她举起画纸,献宝似的跑到江河面前:“爸爸,你看,我画好了!”
画上是黎明时分的大海,金色的朝阳从海平面喷薄而出,将海面染成一片碎金。
一艘渔船正乘风破浪,船头站着一个高大的男人,身姿挺拔如松,正是江河的模样。
整幅画充满了力量和希望,让人一看就心潮澎湃。
江河的目光瞬间就被吸引了,他看着画上那个意气风发的自己,心里涌起一股难以言喻的骄傲和感动。
他一把将女儿抱进怀里,在她额头上亲了一口,然后指着那幅画,用商量的语气说道:“二丫,这幅画太好看了,咱们不给村支书叔叔了,行不行?”
见女儿露出疑惑的表情,江河笑着解释道:“这幅画,爸爸想留着,挂在咱们家墙上。

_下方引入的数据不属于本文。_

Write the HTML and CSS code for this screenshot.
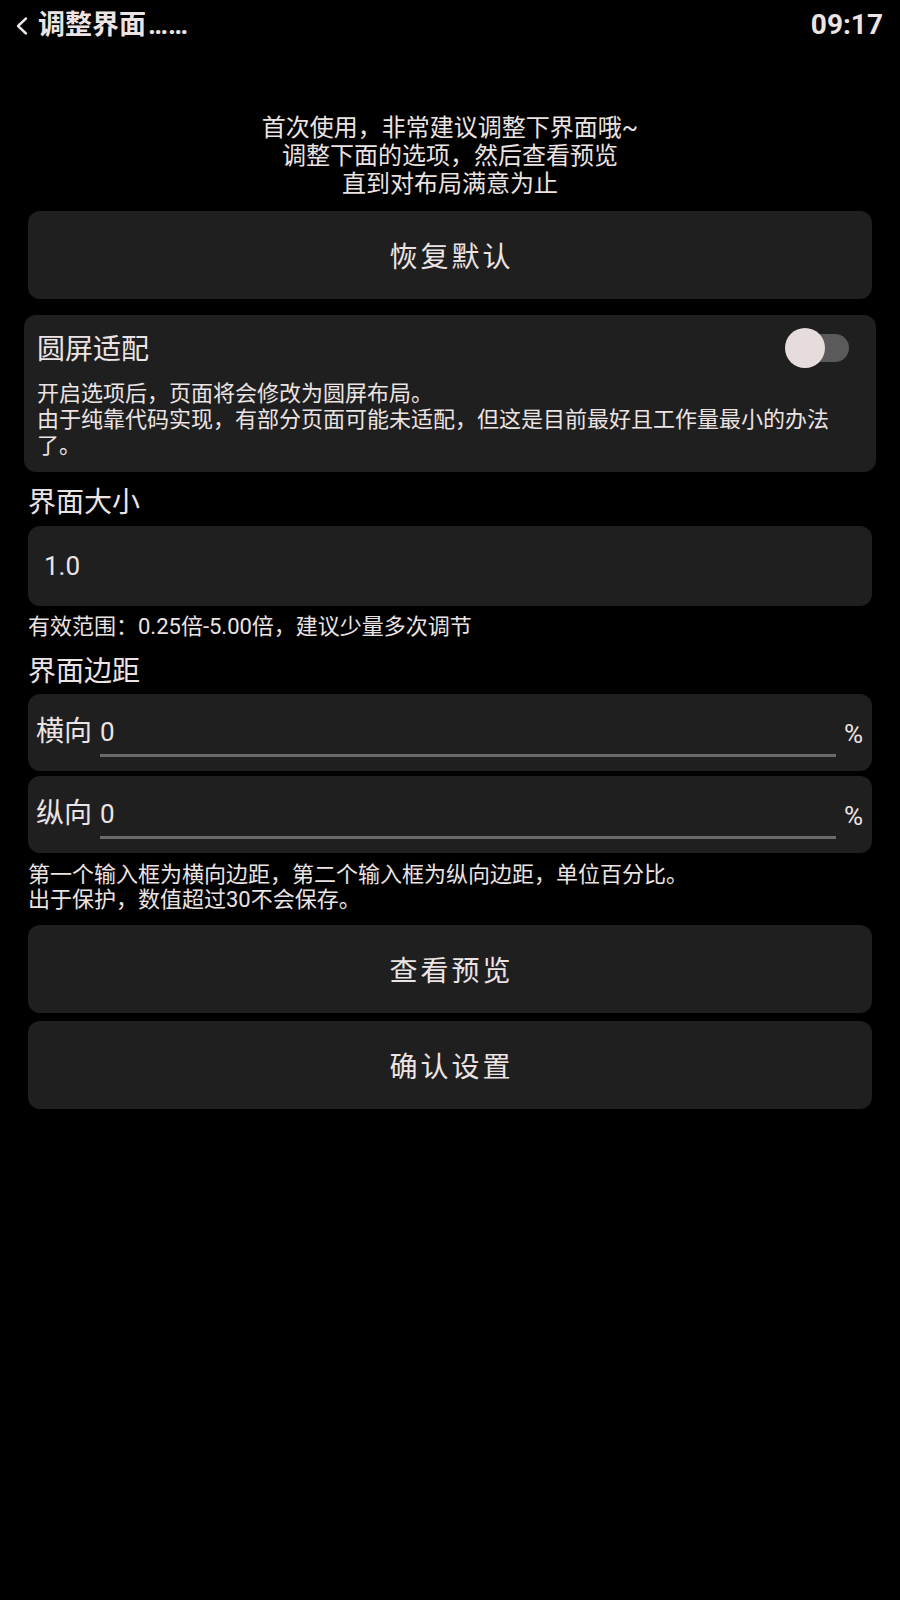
FILE: index.html
```html
<!DOCTYPE html>
<html lang="zh-CN">
<head>
<meta charset="utf-8">
<title>调整界面</title>
<link rel="stylesheet" href="styles.css">
</head>
<body>
<div class="topbar">
  <div class="back">
    <svg class="back-icon" width="14" height="20" viewBox="0 0 14 20"><path d="M11 2.5 L3 10 L11 17.5" fill="none" stroke="#ece4e4" stroke-width="2.4" stroke-linecap="round" stroke-linejoin="round"/></svg>
    <span class="title">调整界面<span class="dots">……</span></span>
  </div>
  <span class="clock">09:17</span>
</div>
<main class="page">
  <p class="intro">首次使用，非常建议调整下界面哦~<br>调整下面的选项，然后查看预览<br>直到对布局满意为止</p>
  <div class="btn btn-first">恢复默认</div>
  <section class="card">
    <div class="card-head">
      <span class="card-title">圆屏适配</span>
      <span class="switch"><span class="switch-track"></span><span class="switch-thumb"></span></span>
    </div>
    <p class="card-desc">开启选项后，页面将会修改为圆屏布局。<br>由于纯靠代码实现，有部分页面可能未适配，但这是目前最好且工作量最小的办法<br>了。</p>
  </section>
  <h2 class="sec-title">界面大小</h2>
  <div class="input-box">1.0</div>
  <p class="hint">有效范围：0.25倍-5.00倍，建议少量多次调节</p>
  <h2 class="sec-title sec-title-2">界面边距</h2>
  <div class="field-box">
    <span class="field-label">横向</span>
    <span class="field-input">0</span>
    <span class="field-unit">%</span>
  </div>
  <div class="field-box field-box-2">
    <span class="field-label">纵向</span>
    <span class="field-input">0</span>
    <span class="field-unit">%</span>
  </div>
  <p class="notes">第一个输入框为横向边距，第二个输入框为纵向边距，单位百分比。<br>出于保护，数值超过30不会保存。</p>
  <div class="btn btn-preview">查看预览</div>
  <div class="btn btn-confirm">确认设置</div>
</main>
</body>
</html>
```
FILE: styles.css
```css
html, body {
  margin: 0;
  padding: 0;
  background: #000;
}
body {
  width: 900px;
  min-height: 1600px;
  color: #ece4e4;
  font-family: Roboto, "Noto Sans CJK SC", sans-serif;
}
.topbar {
  height: 50px;
  display: flex;
  align-items: center;
  justify-content: space-between;
  padding: 0 17px 0 15px;
}
.back {
  display: flex;
  align-items: center;
  gap: 9px;
}
.back-icon {
  display: block;
  margin-top: 1px;
}
.title {
  font-size: 27px;
  font-weight: 700;
  line-height: 36px;
}
.dots {
  margin-left: 2px;
}
.clock {
  font-size: 28px;
  font-weight: 700;
  line-height: 36px;
}
.page {
  padding: 0 28px;
}
.intro {
  margin: 64px 0 0;
  text-align: center;
  font-size: 24px;
  line-height: 28px;
}
.btn {
  height: 88px;
  background: #1f1f1f;
  border-radius: 12px;
  display: flex;
  align-items: center;
  justify-content: center;
  font-size: 28px;
  letter-spacing: 3px;
  text-indent: 3px;
}
.btn-first {
  margin-top: 13px;
}
.card {
  margin: 16px -4px 0;
  background: #1f1f1f;
  border-radius: 12px;
  padding: 16px 20px 13px 13px;
}
.card-head {
  display: flex;
  align-items: center;
  justify-content: space-between;
}
.card-title {
  font-size: 28px;
  line-height: 36px;
}
.switch {
  position: relative;
  width: 68px;
  height: 40px;
  margin-right: 7px;
  margin-top: -3px;
}
.switch-track {
  position: absolute;
  left: 10px;
  top: 6px;
  width: 58px;
  height: 28px;
  border-radius: 14px;
  background: #5a5a5a;
}
.switch-thumb {
  position: absolute;
  left: 4px;
  top: 0;
  width: 40px;
  height: 40px;
  border-radius: 50%;
  background: #e6dcdc;
}
.card-desc {
  margin: 13px 0 0;
  font-size: 22px;
  line-height: 26px;
}
.sec-title {
  margin: 13px 0 0;
  font-size: 28px;
  font-weight: 400;
  line-height: 36px;
}
.sec-title-2 {
  margin-top: 14px;
}
.input-box {
  margin-top: 5px;
  height: 80px;
  background: #1f1f1f;
  border-radius: 12px;
  display: flex;
  align-items: center;
  padding-left: 16px;
  font-size: 26px;
}
.hint {
  margin: 8px 0 0;
  font-size: 22px;
  line-height: 26px;
}
.field-box {
  margin-top: 4px;
  height: 77px;
  box-sizing: border-box;
  background: #1f1f1f;
  border-radius: 12px;
  display: flex;
  align-items: flex-start;
  padding: 20px 9px 0 8px;
}
.field-box-2 {
  margin-top: 5px;
}
.field-label {
  font-size: 28px;
  line-height: 36px;
}
.field-input {
  flex: 1;
  margin-left: 8px;
  font-size: 26px;
  line-height: 36px;
  padding-bottom: 4px;
  border-bottom: 3px solid #6a6a6a;
}
.field-unit {
  margin-left: 8px;
  font-size: 26px;
  line-height: 40px;
}
.notes {
  margin: 9px 0 0;
  font-size: 22px;
  line-height: 25px;
}
.btn-preview {
  margin-top: 13px;
}
.btn-confirm {
  margin-top: 8px;
}
```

你再重新给村支书叔叔画一幅,画一艘更大的船,好不好?”
江二丫似懂非懂地点了点头,脆生生地应道:“好!”
对她来说,只要爸爸喜欢,让她画多少幅都愿意。
第一百六十章怯意的日子
江二丫仰着小脸,看着爸爸真诚又带着期盼的眼神,重重地点了点头:“好!我再给叔叔画一幅更大的船!”
村支书在一旁听得清清楚楚,非但没有不高兴,反而乐得一拍大腿:“哎呀,江河你这眼光!这画是该留着,挂在堂屋正中间,多气派!二丫啊,叔不急,你慢慢画,画多大都行!”
他心满意足地走了,可这件事却像长了翅膀一样,瞬间传遍了整个渔村。
村支书家都能求到画,我们怎么就不行?
一时间,江家的门槛都快被踏破了。
“江河家的,你看我们家也没啥好东西,这两只老母鸡你收下,让二丫也给我们画一张呗?不用太好,随便画个海浪就行!”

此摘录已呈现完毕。